→ GIVEN TASK: Starting with the line that contains "Emit a component" and stopping after the line that contains "h-[3px] w-[1733px] border-0", output every line exactly as it stands.

→ Web page code records:
+--

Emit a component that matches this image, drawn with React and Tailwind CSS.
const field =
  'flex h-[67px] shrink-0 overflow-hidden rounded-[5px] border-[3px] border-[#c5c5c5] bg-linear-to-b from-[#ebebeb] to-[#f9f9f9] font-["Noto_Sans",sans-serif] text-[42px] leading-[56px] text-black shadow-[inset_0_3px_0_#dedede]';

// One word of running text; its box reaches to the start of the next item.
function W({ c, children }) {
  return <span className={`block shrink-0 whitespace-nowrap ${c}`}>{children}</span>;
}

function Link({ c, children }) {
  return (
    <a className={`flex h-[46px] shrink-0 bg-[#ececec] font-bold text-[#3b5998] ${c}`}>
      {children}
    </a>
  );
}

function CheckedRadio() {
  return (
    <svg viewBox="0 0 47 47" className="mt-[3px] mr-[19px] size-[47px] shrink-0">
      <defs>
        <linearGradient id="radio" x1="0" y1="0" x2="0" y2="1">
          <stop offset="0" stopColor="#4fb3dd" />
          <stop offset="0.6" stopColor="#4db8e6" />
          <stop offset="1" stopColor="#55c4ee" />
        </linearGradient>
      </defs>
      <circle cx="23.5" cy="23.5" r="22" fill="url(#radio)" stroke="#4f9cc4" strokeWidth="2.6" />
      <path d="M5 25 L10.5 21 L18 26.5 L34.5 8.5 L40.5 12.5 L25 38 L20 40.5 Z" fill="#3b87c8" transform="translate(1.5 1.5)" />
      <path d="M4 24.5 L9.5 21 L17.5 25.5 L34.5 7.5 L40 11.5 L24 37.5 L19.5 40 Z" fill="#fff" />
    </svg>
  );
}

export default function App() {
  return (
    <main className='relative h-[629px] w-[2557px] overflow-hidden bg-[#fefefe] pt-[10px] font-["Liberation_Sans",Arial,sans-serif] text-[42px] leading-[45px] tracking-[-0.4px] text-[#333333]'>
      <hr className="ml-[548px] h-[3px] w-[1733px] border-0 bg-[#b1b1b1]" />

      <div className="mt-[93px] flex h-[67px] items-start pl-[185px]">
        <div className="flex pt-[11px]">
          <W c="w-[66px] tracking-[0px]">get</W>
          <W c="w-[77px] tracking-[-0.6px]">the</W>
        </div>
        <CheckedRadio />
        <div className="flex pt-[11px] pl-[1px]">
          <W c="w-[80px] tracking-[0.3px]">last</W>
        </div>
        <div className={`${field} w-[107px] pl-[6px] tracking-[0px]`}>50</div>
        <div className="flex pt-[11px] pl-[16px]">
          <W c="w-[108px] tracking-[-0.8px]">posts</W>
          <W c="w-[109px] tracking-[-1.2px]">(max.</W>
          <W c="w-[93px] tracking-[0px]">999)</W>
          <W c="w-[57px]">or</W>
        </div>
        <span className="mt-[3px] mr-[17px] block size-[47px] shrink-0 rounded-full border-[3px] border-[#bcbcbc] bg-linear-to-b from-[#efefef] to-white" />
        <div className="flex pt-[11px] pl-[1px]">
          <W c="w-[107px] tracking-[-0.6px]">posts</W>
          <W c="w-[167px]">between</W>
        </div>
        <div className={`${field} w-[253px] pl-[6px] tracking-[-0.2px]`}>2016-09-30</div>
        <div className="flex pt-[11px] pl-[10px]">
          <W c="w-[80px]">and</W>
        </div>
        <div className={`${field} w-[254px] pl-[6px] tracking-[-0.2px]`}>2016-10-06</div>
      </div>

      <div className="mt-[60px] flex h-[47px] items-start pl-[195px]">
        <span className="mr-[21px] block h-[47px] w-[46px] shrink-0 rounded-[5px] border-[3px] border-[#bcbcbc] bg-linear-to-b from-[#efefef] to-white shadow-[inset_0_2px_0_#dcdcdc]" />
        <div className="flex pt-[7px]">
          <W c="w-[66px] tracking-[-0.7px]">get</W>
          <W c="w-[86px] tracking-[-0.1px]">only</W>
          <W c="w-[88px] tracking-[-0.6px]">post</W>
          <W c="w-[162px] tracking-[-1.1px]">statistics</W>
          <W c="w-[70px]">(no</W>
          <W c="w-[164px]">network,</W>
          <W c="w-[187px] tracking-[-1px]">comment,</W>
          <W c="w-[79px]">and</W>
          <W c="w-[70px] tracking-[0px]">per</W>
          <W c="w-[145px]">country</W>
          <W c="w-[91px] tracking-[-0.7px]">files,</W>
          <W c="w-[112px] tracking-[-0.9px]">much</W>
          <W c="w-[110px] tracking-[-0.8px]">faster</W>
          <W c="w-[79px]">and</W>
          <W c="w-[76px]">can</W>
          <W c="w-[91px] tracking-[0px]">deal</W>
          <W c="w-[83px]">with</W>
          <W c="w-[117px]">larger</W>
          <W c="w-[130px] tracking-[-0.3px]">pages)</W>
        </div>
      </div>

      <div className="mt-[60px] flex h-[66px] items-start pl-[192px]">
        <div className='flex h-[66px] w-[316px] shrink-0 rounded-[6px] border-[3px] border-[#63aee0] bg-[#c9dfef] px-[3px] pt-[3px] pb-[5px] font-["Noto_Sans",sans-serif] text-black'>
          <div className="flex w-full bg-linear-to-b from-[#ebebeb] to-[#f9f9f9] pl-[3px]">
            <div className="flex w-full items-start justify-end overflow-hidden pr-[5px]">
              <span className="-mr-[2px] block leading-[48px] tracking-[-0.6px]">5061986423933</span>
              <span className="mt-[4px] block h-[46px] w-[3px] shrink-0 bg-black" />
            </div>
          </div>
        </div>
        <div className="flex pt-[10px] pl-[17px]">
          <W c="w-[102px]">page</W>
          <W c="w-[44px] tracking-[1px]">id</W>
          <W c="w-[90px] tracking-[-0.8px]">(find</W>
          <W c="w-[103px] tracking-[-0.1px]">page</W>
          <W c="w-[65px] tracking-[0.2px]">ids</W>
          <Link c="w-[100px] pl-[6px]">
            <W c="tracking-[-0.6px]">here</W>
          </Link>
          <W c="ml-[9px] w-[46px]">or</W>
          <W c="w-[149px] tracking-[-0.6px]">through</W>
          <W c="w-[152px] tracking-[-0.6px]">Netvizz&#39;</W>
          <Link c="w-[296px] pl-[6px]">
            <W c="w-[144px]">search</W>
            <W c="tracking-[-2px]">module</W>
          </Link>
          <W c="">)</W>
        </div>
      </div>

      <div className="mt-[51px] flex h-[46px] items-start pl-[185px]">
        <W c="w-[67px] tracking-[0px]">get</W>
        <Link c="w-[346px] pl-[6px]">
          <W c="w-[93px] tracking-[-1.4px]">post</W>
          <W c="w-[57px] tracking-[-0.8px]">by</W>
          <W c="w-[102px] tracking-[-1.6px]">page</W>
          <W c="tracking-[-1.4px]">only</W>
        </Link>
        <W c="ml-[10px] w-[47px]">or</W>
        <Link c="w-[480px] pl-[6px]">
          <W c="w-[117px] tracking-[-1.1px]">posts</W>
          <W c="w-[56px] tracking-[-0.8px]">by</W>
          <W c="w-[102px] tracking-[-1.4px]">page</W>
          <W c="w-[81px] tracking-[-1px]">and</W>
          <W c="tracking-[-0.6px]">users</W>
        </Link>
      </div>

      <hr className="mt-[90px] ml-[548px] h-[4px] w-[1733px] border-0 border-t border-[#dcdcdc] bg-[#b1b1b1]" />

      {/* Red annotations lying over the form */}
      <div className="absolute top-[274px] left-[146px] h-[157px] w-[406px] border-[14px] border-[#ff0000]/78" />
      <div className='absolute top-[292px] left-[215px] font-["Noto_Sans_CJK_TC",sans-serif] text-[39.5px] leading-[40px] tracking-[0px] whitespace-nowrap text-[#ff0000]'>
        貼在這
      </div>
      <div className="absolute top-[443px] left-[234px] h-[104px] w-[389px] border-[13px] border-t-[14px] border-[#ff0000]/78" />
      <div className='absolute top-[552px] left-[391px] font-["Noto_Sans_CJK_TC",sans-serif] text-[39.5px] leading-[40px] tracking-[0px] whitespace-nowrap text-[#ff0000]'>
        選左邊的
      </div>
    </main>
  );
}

+--

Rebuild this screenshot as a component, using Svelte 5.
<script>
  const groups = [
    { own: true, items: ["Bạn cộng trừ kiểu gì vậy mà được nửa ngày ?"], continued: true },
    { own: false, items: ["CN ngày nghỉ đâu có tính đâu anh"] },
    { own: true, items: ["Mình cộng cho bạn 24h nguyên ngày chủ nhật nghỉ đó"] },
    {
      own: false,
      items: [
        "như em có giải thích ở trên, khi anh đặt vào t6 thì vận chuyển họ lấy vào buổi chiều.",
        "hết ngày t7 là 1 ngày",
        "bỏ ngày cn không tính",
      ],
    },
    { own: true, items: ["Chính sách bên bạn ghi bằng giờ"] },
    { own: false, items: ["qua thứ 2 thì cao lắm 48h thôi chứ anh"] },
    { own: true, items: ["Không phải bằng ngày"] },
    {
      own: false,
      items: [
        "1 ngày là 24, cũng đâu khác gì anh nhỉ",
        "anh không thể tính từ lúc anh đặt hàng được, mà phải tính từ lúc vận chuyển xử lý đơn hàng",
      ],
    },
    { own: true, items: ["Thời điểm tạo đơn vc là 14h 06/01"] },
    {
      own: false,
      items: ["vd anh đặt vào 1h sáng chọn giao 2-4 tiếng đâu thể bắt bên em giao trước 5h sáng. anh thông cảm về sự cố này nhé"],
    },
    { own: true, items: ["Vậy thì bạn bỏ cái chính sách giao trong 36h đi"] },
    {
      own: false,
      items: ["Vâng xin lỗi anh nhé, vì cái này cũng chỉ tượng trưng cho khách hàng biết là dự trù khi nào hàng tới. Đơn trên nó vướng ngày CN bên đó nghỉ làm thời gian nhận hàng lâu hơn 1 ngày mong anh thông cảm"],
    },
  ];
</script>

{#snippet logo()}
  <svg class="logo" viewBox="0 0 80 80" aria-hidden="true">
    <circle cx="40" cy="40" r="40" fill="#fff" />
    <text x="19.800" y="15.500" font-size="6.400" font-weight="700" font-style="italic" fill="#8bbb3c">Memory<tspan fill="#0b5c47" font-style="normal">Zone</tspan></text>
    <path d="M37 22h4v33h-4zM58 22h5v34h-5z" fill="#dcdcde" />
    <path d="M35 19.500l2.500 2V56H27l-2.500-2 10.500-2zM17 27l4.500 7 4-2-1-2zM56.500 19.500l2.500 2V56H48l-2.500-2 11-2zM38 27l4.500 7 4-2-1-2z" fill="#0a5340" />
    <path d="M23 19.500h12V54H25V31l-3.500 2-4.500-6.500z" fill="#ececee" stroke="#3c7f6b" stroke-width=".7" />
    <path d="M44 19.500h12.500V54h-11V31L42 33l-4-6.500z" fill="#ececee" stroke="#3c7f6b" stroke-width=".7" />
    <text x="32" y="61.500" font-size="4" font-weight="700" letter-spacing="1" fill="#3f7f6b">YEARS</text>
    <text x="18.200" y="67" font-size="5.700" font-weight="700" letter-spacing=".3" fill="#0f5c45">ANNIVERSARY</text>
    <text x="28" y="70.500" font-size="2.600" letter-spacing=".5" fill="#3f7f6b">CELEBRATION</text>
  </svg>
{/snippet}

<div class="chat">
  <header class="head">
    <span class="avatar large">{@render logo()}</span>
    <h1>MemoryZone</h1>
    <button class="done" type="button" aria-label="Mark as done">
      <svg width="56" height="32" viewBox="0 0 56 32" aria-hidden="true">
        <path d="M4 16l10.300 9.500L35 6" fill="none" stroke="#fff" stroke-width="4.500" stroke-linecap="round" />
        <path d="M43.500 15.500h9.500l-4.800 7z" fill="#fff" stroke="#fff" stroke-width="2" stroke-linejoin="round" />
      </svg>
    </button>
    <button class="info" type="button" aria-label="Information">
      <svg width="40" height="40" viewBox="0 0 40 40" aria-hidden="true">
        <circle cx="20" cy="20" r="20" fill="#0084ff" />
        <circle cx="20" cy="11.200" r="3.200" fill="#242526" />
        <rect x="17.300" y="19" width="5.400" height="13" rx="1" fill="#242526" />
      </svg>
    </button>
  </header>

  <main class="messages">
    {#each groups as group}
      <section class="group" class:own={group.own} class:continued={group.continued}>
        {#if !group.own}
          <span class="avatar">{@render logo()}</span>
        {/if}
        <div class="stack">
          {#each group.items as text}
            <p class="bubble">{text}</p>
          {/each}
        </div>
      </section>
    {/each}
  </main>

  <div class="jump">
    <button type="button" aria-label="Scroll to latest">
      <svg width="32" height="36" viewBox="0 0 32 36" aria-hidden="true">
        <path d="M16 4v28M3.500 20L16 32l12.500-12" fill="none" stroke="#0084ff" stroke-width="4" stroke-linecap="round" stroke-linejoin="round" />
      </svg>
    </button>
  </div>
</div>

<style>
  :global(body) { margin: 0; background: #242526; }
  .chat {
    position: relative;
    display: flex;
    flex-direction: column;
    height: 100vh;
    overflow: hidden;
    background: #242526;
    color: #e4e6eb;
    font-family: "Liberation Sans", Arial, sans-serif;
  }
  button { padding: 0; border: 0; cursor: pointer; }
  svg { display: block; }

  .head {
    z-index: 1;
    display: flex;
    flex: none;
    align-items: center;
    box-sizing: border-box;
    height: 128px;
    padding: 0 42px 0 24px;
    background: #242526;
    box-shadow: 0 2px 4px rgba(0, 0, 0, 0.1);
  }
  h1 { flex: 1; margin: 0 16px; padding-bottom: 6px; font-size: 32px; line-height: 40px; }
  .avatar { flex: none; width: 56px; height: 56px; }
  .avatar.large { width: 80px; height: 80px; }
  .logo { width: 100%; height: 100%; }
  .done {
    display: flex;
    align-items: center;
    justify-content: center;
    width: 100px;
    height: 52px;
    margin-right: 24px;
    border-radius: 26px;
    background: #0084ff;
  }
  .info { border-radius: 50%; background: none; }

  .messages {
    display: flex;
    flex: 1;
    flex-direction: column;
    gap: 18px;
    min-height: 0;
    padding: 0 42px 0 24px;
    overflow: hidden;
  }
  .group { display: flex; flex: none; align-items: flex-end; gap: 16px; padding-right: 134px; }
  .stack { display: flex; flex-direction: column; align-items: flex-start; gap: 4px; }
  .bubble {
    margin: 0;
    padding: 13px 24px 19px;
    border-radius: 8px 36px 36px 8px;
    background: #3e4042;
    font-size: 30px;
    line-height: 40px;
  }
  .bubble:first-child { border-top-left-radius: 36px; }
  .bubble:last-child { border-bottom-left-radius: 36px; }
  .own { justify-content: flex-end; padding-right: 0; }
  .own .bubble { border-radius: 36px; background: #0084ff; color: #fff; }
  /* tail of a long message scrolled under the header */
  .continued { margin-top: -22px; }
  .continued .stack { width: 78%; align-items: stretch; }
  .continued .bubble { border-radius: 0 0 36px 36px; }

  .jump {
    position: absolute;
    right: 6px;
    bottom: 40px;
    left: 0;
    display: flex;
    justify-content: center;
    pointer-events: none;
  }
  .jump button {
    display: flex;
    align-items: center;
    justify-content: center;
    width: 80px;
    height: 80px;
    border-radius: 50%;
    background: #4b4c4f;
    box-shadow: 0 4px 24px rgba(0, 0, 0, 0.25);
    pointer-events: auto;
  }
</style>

+--

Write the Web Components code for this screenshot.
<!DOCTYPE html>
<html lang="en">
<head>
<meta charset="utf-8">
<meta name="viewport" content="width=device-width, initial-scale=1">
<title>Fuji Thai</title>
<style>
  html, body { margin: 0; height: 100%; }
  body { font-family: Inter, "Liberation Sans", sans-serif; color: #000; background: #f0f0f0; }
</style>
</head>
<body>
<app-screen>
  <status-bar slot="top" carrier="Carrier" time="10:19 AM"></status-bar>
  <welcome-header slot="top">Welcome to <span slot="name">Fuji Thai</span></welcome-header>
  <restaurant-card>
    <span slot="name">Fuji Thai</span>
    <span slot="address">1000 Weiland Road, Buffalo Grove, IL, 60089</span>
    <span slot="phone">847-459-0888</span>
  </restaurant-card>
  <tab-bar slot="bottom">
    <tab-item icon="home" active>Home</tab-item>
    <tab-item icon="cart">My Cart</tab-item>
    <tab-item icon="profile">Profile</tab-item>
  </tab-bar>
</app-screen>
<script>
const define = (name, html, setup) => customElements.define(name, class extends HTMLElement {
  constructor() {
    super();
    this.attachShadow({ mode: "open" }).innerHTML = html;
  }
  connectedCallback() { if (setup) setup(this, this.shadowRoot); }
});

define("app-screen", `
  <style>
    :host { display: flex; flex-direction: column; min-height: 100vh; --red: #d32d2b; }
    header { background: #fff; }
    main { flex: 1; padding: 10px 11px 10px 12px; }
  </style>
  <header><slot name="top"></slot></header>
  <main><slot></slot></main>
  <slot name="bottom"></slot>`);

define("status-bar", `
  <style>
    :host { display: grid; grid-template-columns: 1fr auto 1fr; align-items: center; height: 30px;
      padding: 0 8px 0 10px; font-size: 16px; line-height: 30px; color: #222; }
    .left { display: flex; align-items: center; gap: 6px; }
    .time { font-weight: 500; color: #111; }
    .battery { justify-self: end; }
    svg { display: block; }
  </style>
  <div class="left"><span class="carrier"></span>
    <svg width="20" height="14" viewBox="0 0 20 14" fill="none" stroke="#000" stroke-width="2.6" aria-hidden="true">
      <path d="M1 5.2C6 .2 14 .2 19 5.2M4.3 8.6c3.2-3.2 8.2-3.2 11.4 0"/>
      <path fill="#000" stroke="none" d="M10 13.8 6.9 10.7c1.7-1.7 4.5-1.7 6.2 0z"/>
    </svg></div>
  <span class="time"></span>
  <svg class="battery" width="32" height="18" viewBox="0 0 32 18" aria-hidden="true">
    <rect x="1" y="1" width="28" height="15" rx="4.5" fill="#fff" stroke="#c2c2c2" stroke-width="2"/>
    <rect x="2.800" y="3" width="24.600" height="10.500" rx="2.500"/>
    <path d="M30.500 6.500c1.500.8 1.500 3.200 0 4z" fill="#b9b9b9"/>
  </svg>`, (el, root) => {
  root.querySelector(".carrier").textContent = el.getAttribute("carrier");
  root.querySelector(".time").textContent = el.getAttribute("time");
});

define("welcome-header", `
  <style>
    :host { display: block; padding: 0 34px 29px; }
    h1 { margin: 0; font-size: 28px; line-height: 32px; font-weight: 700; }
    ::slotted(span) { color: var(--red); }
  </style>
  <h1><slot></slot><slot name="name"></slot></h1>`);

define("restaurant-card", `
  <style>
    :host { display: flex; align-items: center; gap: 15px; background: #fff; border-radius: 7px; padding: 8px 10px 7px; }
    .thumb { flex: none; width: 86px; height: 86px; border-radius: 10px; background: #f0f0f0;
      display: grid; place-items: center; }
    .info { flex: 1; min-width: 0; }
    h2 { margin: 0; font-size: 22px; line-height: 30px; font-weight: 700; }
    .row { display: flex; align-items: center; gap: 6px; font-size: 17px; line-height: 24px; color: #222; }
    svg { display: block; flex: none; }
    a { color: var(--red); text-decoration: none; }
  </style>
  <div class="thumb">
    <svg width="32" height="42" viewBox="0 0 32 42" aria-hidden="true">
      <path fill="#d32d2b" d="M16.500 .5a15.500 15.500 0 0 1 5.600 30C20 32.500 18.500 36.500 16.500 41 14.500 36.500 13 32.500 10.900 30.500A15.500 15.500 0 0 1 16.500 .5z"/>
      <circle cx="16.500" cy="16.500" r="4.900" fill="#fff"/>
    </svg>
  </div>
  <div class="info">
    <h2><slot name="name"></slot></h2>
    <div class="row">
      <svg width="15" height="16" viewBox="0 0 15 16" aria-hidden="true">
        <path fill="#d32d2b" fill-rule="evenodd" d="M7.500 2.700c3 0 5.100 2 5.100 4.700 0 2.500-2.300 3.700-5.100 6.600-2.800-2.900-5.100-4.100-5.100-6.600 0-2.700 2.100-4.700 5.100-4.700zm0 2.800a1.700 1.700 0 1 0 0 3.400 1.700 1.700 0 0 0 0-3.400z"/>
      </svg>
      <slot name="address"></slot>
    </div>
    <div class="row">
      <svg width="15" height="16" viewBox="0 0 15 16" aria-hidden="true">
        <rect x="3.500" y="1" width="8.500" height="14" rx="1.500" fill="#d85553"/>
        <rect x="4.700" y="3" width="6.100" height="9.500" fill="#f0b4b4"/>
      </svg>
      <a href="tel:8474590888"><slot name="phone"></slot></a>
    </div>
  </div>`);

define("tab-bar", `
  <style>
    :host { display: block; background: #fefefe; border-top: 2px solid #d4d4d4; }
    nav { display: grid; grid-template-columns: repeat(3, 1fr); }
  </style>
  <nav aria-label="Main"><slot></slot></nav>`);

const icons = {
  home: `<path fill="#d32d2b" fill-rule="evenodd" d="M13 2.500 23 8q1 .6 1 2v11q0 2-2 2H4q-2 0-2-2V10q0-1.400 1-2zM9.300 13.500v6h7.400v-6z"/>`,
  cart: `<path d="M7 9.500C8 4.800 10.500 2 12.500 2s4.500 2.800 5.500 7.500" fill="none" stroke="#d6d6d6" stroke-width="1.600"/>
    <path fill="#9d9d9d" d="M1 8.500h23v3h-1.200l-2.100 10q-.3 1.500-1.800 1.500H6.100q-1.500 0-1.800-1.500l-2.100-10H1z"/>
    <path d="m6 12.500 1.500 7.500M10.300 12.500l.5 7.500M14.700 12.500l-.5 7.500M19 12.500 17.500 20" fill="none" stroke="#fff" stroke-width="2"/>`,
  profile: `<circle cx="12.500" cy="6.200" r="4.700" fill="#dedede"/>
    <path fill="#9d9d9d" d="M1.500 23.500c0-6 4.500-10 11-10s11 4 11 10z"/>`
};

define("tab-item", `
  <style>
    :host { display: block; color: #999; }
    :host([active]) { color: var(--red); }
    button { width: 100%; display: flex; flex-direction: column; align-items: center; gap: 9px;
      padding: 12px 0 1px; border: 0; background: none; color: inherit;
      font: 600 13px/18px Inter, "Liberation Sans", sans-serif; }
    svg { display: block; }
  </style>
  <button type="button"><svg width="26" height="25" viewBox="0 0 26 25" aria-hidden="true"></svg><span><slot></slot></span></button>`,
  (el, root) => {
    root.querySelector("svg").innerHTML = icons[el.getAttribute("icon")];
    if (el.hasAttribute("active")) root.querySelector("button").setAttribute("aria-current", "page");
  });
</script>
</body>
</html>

+--

→ ANSWER BELOW:
Emit a component that matches this image, drawn with React and Tailwind CSS.
const field =
  'flex h-[67px] shrink-0 overflow-hidden rounded-[5px] border-[3px] border-[#c5c5c5] bg-linear-to-b from-[#ebebeb] to-[#f9f9f9] font-["Noto_Sans",sans-serif] text-[42px] leading-[56px] text-black shadow-[inset_0_3px_0_#dedede]';

// One word of running text; its box reaches to the start of the next item.
function W({ c, children }) {
  return <span className={`block shrink-0 whitespace-nowrap ${c}`}>{children}</span>;
}

function Link({ c, children }) {
  return (
    <a className={`flex h-[46px] shrink-0 bg-[#ececec] font-bold text-[#3b5998] ${c}`}>
      {children}
    </a>
  );
}

function CheckedRadio() {
  return (
    <svg viewBox="0 0 47 47" className="mt-[3px] mr-[19px] size-[47px] shrink-0">
      <defs>
        <linearGradient id="radio" x1="0" y1="0" x2="0" y2="1">
          <stop offset="0" stopColor="#4fb3dd" />
          <stop offset="0.6" stopColor="#4db8e6" />
          <stop offset="1" stopColor="#55c4ee" />
        </linearGradient>
      </defs>
      <circle cx="23.5" cy="23.5" r="22" fill="url(#radio)" stroke="#4f9cc4" strokeWidth="2.6" />
      <path d="M5 25 L10.5 21 L18 26.5 L34.5 8.5 L40.5 12.5 L25 38 L20 40.5 Z" fill="#3b87c8" transform="translate(1.5 1.5)" />
      <path d="M4 24.5 L9.5 21 L17.5 25.5 L34.5 7.5 L40 11.5 L24 37.5 L19.5 40 Z" fill="#fff" />
    </svg>
  );
}

export default function App() {
  return (
    <main className='relative h-[629px] w-[2557px] overflow-hidden bg-[#fefefe] pt-[10px] font-["Liberation_Sans",Arial,sans-serif] text-[42px] leading-[45px] tracking-[-0.4px] text-[#333333]'>
      <hr className="ml-[548px] h-[3px] w-[1733px] border-0 bg-[#b1b1b1]" />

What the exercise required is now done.